C’est à Roffignac que nous devons le cocktail qui porte son nom « Coktail Roffignac », qu’il créa à base de Cognac il y a deux siècles alors qu’il était maire de la Nouvelle-Orléans.
En ces mots, Roffignac, maire de la Nouvelle-Orléans, accueille Lafayette en Louisiane.
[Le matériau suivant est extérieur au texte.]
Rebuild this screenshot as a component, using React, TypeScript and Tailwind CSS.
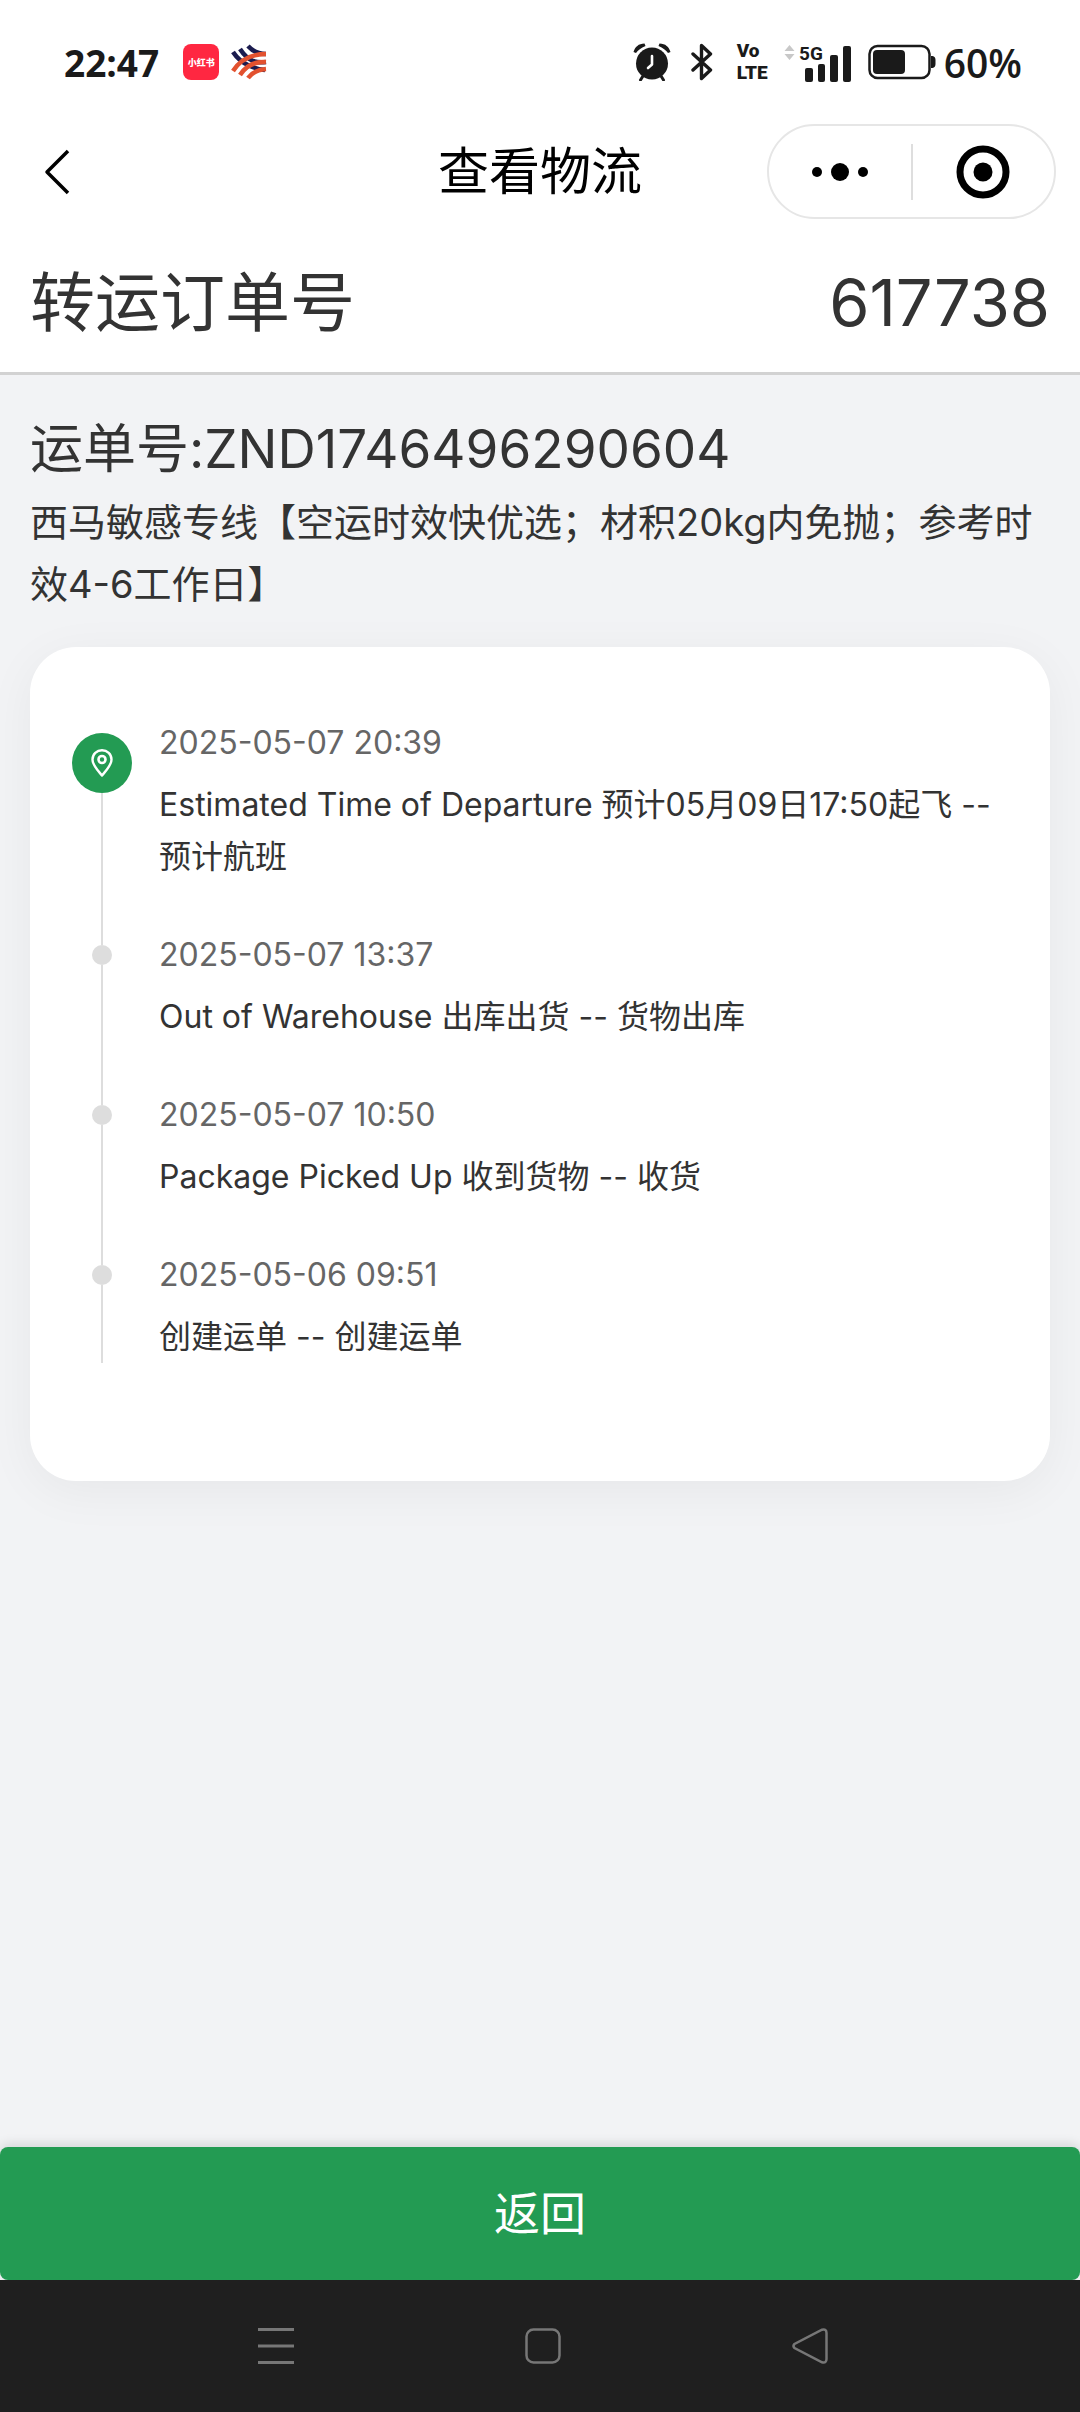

Source: Lafayette en Amérique, 1824 et 1825, ou Journal d’un voyage aux États-Unis par A. Levasseur secrétaire du général Lafayette pendant son voyage_ librairie Baudouin
Extraits Tome II - pages : 207/208/209.
«10 avril 1825. Ce fut sous cet arc de Triomphe que le général Lafayette fut reçu par le corps municipal de la tête duquel était le Maire Roffignac, qui le harangue au nom des citoyens de la Nouvelle Orléans:
« Dans ces murs fondés par nos communs aïeux, tout, général, doit être source d’émotion pour vousDans ce trop court séjour que vous vous proposez d’y faire, vous y remarquerez, sans doute, les effets produits par nos sages institutions Ils sont les résultats de cette glorieuse indépendance pour laquelle vous avez combattu, et cette constitution sublime à l’établissement de laquelle vous avez coopéré Aussi nous joignons nos remerciements à ceux que vous adresse le peuple américain ; ils se font entendre depuis le Maine jusqu’aux bords de la Sabine, et seront la gloire et la consolation de votre vie. »
Roffignac
En exprimant ces remerciements à M. Roffignac, le général Lafayette ne laissa pas échapper l’occasion de payer son tribut d’estime à la mémoire du père de cet honorable magistrat:
« A mon entrée dans cette capitale, je suis pénétré de reconnaissance pour l’accueil que je reçois du peuple de la Nouvelle-Orléans, et de son digne Maire, dont le nomrappelle à un contemporain de son père tous les souvenirs de franchise et de bravoure. »
Lafayette
Monsieur Roffignac parut extrêmement touché de cet hommage rendu par Lafayette au noble caractère de son père (…). Quelques larmes échappées de ses yeux prouvèrent toute sa reconnaissance. En quittant l’arc de Triomphe, le général fut conduit au Palais de Justice, au milieu des acclamations de la foule qui se pressait sur son passage (…) ».